The kids are alright.
Probably the question I am asked most often right now is how Judah and Amelie are doing, one-year post adoption. Of course it was a huge shock to their system, adding two rambunctious little brothers to our relatively quiet home. There have been tears and anger and struggle.

That’s a big reason that we chose to hunker down and focus on the boys’ behavior and obedience right away; we wanted to pave the way for good sibling relationships. The only way I know to do that is for mutual respect in a household. We don’t allow name-calling or put-downs. Our house is a safe place. I didn’t want the boys to have the reputation as the wild little brats who constantly terrorize their siblings. I knew that with love and consistency they could rise to the challenge.

And they have! Of course they’re still little boys, and Judah and Amie have had to change too — to become more flexible and open-handed with their things and (hardest of all) with their parents. It’s been infinitely valuable for them to have their world stretched by their two little brothers.

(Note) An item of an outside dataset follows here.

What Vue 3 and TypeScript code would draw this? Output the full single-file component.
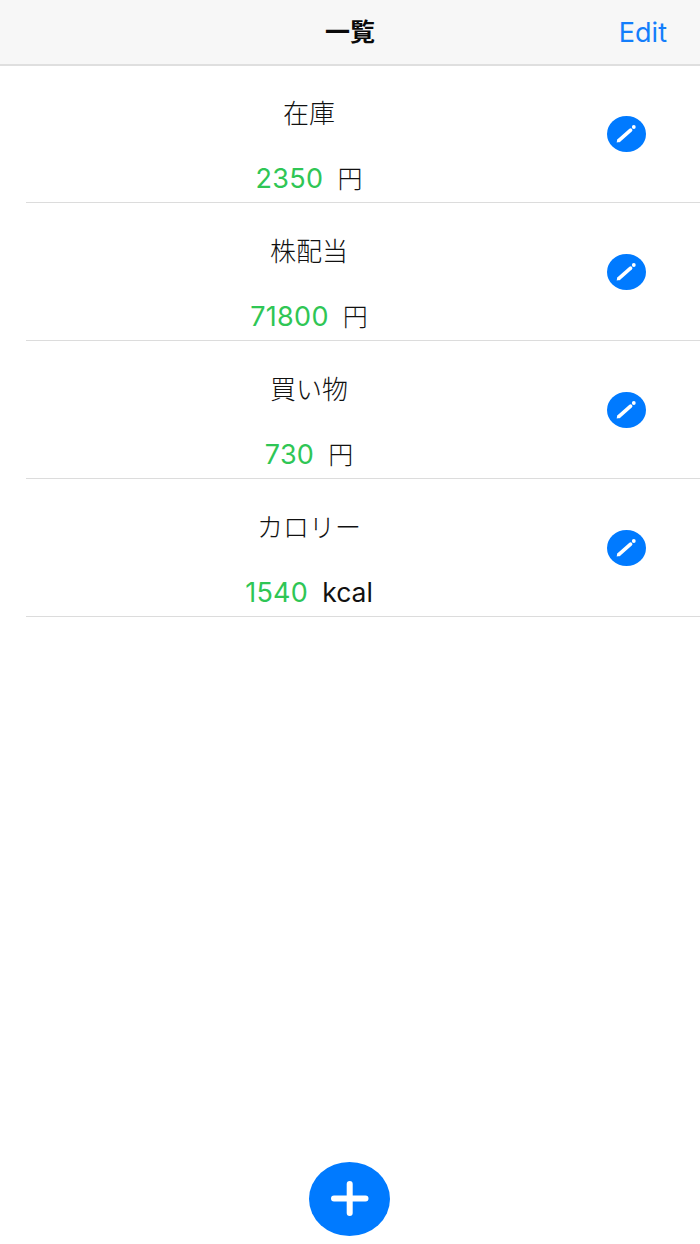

Today I say with gratitude that they have good relationships with both their brothers, and are still growing even closer. Gabe and Noah are learning to be kind and considerate. Judah and Amie are learning to use gracious words with their brothers and not expect the worst from them, but to give them a chance to show they’re growing and changing.

I’d say their struggles at this point are just normal sibling frustrations, as differing ages and a couple of wildly different personalities clash. Even with those normal battles, one of my greatest joys in life right now is seeing all four my kids grow in friendship with each other.

 

I love my life.
David was eating lunch with a friend and they talked about kids. His friend said, “I’m a two-kid person and my wife is a six-kid person, so I guess we compromised by having four kids.” He asked David about him and me and David said, “I actually think Julie and I are both two-kid people who suddenly found ourselves with four kids.”

That made me laugh because it’s so true.

We’re both of us introverts and can be fussy and particular and easily-annoyed. We are control freaks who like a clean house and quiet mornings to sip coffee and read. Two kids was awesome. Four kids is kind of nuts.

Four kids is not clean and quite. Four kids pushes and pulls and chafes against all our quirks. Four kids does not make for quiet mornings to sit and sip coffee. Four kids raises our blood-pressure.

In short, four kids is probably the best thing God could’ve done for us.

And you know what? We love our life.

Okay, not in every moment. But in big, broad strokes, we love our life and we want our life. Two two-kid people followed God and were pushed beyond what they thought they could bear and came out the other end with this life that’s loud and colorful and messy and so very rich with people.

I hope and pray that all of these children make us a little less fussy and particular and easily-annoyed.

We’re growing to be four-kid people. And we’re happy about it.

One Comment

  • Kristy

    I love this. I read it and then I read it again. I am forwarding it to a friend who is praying over adopting older kids. I am so thankful for you and for our very faithful God. Much love, friend, and blessings today!